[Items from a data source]
++++

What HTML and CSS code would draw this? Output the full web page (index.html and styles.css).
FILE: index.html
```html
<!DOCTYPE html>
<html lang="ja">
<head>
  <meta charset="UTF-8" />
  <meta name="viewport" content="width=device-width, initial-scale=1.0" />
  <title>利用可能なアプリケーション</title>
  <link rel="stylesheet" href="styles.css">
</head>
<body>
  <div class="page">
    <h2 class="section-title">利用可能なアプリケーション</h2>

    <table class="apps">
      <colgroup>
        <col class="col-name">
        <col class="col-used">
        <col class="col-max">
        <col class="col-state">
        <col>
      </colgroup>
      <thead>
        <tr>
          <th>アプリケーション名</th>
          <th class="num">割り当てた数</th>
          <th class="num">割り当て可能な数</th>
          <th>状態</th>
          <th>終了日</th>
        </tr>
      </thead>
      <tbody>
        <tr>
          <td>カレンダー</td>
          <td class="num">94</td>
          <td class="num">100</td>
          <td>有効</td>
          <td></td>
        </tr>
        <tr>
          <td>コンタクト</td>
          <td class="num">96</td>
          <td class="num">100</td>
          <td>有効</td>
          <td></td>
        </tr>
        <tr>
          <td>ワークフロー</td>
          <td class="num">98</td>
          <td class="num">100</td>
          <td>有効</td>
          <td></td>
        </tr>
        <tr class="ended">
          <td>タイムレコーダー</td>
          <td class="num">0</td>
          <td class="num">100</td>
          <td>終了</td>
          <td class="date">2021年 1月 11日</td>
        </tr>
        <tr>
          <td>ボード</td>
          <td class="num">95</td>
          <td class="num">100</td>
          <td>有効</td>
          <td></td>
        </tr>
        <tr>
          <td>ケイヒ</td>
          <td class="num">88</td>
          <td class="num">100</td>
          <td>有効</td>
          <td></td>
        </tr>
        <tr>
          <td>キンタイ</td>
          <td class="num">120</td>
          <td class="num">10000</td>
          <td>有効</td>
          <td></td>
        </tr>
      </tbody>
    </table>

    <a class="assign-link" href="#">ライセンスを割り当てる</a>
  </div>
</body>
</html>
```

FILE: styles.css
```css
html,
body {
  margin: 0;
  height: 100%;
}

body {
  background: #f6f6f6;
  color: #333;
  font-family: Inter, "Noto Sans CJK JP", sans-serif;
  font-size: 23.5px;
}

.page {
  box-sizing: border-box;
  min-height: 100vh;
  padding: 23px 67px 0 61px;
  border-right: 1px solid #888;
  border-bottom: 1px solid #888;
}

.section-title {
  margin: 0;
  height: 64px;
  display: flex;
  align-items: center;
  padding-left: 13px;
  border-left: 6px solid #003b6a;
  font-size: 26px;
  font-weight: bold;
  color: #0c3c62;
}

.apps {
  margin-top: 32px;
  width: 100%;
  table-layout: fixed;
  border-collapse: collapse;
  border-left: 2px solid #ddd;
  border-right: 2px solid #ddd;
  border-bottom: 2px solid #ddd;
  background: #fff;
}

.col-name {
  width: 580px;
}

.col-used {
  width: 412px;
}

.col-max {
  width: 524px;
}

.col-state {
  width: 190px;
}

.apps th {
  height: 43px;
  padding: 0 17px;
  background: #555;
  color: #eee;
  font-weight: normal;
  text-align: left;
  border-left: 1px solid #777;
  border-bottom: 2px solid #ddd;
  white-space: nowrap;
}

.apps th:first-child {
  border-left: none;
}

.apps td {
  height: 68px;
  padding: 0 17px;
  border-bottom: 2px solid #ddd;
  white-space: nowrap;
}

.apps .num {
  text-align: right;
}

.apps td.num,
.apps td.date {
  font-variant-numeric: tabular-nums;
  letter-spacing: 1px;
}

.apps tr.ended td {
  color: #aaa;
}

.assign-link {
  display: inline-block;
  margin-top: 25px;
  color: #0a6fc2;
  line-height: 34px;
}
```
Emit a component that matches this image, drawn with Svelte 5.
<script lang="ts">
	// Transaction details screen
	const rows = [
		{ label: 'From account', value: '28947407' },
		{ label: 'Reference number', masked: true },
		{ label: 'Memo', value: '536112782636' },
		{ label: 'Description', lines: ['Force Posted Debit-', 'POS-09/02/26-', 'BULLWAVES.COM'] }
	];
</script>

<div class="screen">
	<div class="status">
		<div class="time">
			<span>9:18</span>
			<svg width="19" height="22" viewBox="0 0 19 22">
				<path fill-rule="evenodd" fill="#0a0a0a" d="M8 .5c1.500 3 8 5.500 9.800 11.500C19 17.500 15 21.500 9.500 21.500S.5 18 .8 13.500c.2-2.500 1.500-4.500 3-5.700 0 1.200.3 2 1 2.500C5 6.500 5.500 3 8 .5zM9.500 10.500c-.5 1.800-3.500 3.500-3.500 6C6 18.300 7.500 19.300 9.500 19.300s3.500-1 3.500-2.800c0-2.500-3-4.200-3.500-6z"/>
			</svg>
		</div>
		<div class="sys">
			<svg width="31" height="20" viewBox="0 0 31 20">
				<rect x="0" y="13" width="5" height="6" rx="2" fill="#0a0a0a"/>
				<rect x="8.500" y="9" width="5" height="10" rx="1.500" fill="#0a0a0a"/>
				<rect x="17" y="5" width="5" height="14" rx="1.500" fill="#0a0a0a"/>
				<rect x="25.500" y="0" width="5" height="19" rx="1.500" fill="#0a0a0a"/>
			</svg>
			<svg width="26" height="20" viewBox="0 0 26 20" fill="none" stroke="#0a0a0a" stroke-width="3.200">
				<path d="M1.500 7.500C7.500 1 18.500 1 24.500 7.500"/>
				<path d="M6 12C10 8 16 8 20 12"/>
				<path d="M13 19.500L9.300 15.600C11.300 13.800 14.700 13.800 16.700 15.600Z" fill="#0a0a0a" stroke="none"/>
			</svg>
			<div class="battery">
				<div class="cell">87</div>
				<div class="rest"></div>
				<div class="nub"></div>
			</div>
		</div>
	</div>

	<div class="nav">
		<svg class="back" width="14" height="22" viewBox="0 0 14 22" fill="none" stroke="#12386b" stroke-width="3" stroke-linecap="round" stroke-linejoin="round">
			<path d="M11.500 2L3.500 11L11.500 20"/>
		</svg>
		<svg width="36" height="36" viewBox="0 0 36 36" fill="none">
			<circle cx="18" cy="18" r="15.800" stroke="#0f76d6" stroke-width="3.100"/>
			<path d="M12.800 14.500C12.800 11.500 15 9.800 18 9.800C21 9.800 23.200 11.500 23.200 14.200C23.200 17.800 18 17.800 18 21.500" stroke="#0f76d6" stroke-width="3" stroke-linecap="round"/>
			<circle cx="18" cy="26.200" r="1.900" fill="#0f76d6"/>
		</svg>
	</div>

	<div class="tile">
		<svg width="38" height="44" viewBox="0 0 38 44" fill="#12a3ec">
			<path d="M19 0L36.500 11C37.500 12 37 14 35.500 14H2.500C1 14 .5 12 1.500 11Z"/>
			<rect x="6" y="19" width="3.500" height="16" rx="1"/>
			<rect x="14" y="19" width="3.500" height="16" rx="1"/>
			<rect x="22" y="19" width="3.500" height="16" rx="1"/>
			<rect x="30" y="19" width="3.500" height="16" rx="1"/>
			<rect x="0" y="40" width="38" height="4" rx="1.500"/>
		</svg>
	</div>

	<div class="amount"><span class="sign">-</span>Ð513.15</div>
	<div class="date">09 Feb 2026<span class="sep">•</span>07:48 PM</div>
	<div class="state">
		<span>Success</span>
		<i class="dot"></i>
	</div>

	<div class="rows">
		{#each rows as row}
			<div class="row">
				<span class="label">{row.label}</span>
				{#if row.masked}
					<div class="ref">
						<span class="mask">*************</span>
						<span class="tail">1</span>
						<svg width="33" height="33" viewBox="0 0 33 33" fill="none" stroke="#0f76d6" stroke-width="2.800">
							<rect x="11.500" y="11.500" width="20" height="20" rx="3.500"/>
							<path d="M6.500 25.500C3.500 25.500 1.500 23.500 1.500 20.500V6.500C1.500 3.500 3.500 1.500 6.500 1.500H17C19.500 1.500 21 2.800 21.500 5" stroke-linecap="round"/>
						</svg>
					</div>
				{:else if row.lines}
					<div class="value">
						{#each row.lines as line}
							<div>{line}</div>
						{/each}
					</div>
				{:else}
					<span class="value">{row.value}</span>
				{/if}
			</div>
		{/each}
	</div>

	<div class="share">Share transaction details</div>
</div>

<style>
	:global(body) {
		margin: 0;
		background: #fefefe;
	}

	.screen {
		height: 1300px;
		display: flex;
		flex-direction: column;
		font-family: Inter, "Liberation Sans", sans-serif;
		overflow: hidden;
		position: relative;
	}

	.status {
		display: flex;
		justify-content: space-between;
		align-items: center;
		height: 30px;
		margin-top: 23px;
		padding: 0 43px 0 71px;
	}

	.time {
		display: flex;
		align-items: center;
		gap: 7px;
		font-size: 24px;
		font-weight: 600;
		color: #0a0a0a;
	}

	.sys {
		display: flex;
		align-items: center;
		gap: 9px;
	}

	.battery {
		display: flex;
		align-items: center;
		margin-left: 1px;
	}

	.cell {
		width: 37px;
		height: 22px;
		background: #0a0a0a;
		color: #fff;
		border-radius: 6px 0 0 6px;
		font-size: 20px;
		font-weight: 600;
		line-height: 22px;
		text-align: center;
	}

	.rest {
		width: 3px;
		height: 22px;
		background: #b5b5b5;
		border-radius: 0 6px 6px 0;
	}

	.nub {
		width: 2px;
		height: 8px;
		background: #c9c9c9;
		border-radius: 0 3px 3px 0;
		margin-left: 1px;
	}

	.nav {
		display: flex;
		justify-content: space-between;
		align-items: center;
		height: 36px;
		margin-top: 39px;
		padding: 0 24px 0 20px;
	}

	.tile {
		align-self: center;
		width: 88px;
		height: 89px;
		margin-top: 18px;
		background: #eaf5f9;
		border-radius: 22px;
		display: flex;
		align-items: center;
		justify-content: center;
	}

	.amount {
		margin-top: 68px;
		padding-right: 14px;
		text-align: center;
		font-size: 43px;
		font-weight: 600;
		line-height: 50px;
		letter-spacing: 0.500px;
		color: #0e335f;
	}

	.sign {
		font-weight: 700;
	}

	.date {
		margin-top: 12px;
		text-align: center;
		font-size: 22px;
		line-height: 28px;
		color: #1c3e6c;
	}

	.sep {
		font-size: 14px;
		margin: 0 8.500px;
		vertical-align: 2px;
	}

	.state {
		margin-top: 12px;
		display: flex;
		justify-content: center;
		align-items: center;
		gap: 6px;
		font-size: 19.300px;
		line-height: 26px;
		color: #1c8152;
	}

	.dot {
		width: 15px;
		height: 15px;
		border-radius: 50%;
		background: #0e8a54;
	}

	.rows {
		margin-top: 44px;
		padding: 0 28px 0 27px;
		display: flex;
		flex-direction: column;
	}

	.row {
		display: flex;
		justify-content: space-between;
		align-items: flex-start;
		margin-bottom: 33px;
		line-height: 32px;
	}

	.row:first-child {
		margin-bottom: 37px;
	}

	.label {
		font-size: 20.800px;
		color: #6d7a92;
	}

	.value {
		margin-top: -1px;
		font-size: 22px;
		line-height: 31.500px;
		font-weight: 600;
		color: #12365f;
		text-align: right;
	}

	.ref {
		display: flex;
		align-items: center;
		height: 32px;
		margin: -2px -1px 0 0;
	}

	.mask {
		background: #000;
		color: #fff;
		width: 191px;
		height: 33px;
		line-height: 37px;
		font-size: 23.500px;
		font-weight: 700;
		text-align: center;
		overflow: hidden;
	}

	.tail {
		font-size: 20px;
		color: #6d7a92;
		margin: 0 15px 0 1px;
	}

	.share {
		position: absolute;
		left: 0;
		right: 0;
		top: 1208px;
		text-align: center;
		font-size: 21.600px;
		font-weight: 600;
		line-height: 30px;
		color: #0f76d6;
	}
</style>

++++

- _Short task_: Give the count of lines in the data shown above that contain "this", and nothing else.

- _Final result_: 2